Page last updated at 06:35 GMT, Thursday, 14 May 2009 07:35 UK

MoD 'still failing' on kit supply

snatch land rover
Snatch Land Rovers are lightly armoured

The Ministry of Defence (MoD) is still struggling to get essential equipment to front-line troops in Afghanistan, according to the National Audit Office.

It has published a report saying that 57% of consignments reach units within the allocated time.

The NAO also says armoured vehicles brought in to replace Land Rovers deemed to be too lightly armoured are themselves unreliable.

Armed Forces Minister Bob Ainsworth says he will address any issues raised.

BBC defence correspondent Caroline Wyatt said the NAO report found the MoD was failing to meet its own targets for getting equipment and supplies to front-line troops.

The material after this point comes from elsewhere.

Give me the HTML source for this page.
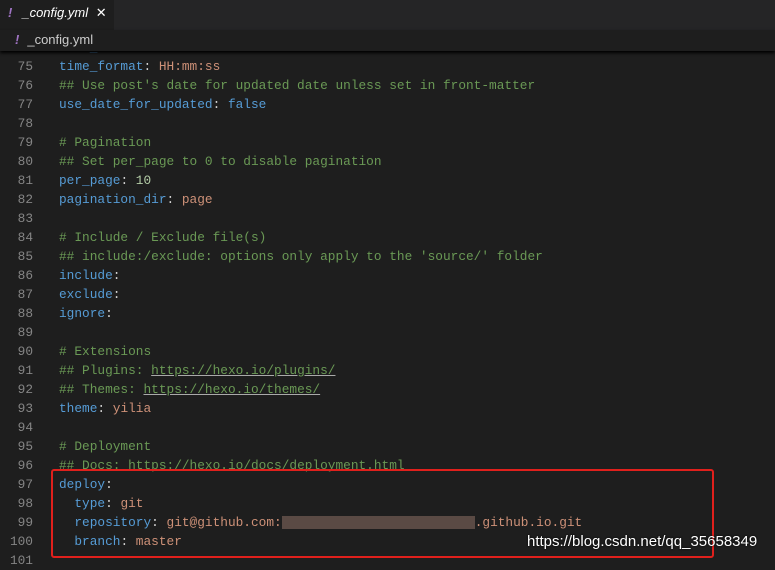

It highlighted problems getting spare parts for armoured vehicles, many of which were breaking down in Afghanistan's harsh conditions.

Reliability queried

Although the NAO says much of the extra equipment brought out to meet urgent operational requirements works well, it says the armoured vehicles introduced to replace lightly armoured Snatch Land Rovers have suffered from poor reliability.

Snatch Land Rovers have been criticised about the amount of protection they offer from roadside bombs.

We will be looking closely at all the recommendations and where there is more we can do to hasten progress, we will do so
Armed Forces Minister Bob Ainsworth

An SAS reservist commander in Afghanistan resigned last year after four service personnel were killed when a Snatch Land Rover struck a roadside bomb in Helmand Province.

He accused the MoD of ignoring his warnings over the safety of the vehicles.

Our correspondent said Defence Secretary John Hutton told the defence committee in April that the new vehicle brought in to replace the Snatch was being withdrawn due to mechanical issues.

She says the NAO report also highlights a shortage of helicopter spares in Afghanistan which means some have had to be cannibalised for spare parts to keep others flying.

Criticism over equipment supply has been a recurring theme in inquests into the deaths of soldiers in Iraq and Afghanistan.

The MoD said 300,000 personnel and 90,000 tonnes of freight had been delivered to Afghanistan and Iraq during the last two years, which was "no easy task".

Mr Ainsworth welcomed the report saying it provided a clear indication of where the MoD was performing well and where it could improve.

"The report is clear about the challenges and pressures faced by the MoD and the balances that need to be struck between prioritising our forces serving on the front line and providing the best possible equipment for training purposes," he said.

"We will be looking closely at all the recommendations and where there is more we can do to hasten progress, we will do so."